Huon Gulf is a large gulf in eastern Papua New Guinea. It is bordered by Huon Peninsula in the north. Both are named after French explorer Jean-Michel Huon de Kermadec. Huon Gulf is a part of the Solomon Sea. Its northern boundary is marked by Cape Cretin, southern by Cape Longerue. The coast, which quickly increases in elevation from the beach, is bordered by the Rawlinson Range to the north and the Kuper Range to the west, which rises to about 600 m. More distantly northwest is the Finisterre Range. Lae, capital of the Morobe Province, is located on the northern coast of the gulf.

Markham Bay forms the north-western corner of Huon Gulf, where the Markham River ends.

==Name==
This body of water is named for 18th Century French military officer Jean-Michel Huon de Kermadec.

==Extent==
The Huon Gulf is a large triangular body of water, marked at the north by Cape Cretin, and counter-clockwise bordered by the Huon Peninsula in the north, and the northwest corner by the Markham River outlet. Continuing the coast continues as a tangent southeasterly to Cape Longerue. To the south of that is Nassau Bay. The east of the Huon Gulf opens out to the Solomon Sea, which in turn is connected to the Pacific Ocean. It is about 55 miles from west to east and 40 miles across.

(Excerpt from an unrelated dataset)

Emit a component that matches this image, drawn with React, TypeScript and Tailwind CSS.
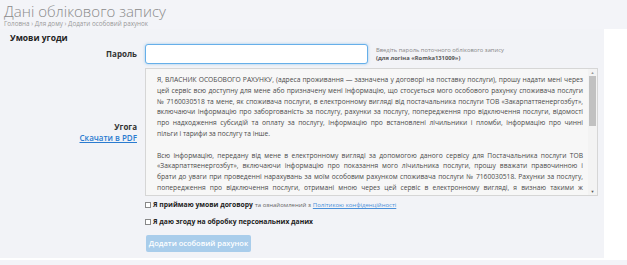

==Population, culture, and languages==
The Melanesian people around the Huon Gulf have an inimitable physical culture, which includes "apa" wood carvings.

Many of the indigenous peoples speak one of the Oceanic languages. Beyond that, more specific families of languages are contested; these include Huon-Gulf and Markham languages. Papua New Guinea, because of having both language contact from the Gulf and Ocean yet geographical isolation from the mountainous land of one of the largest islands in the world, has the greatest variety of languages in the world. Some of these languages, such as the Numbami language, are "vulnerable" to extinction. Proto-Markham, whose daughter languages are spoken on the Gulf coast and further inland, was proposed by Susanne Holzknecht. They are all part of a proposed grouping of Western Oceanic languages.

==Geology==
The Huon Gulf is ultimately formed by the Australian plate being deformed and pushed beneath the Huon Peninsula. Evidence of this phenomenon is in the morphology (shapes) of the Gulf and surrounding lands, and "both emergent (raised) and submergent (drowned) Corolla reefs associated with the growth of the Finisterre Range, Papua New Guinea."

==Hydrology==
Due to "the adjacent marine environment" of relatively "small tides," there is little sediment transport into the Huon Gulf.

==History==
The area on the north shore of Huon Gulf was a protectorate and later a colony of Germany as part of German New Guinea from 1884 to 1914. In September, the Australian Naval and Military Expeditionary Force invaded, and the German troops quickly surrendered.

Australia controlled the region from 1914 to 1974, except during World War II, when the Empire of Japan invaded in February 1942. The New Guinea campaign resulted in the Invasion of Salamaua–Lae on 8 March 1942. Australian and American military forces under the command of Vice Admiral Daniel E. Barbey invaded the Gulf on 30 June 1943, and by 8 July, the Landing at Nassau Bay, south of the Huon Gulf, was successfully completed. However, due to logistics, the Allied forces were unable to take the entire island of Papua New Guinea, so they blockaded the island and starved the Japanese forces trapped there.

Due to its remote geographical location, the people of the region around the Huon Gulf have been isolated. Only in the 2020s was there a concerted investment by the government to improve infrastructure, including roads, speed boats for emergency medical services, ports.

==Geography==
Near Lae and Finschhafen, the wet season runs from May to August, in contrast to most of the country.

==Biota==
In the late 19th century, many new birds were first discovered in the coastal areas around Huon Gulf, including new species of ibis and cassowary.

Taro grows in the Huon Gulf area, but the demand for trade in it has been low.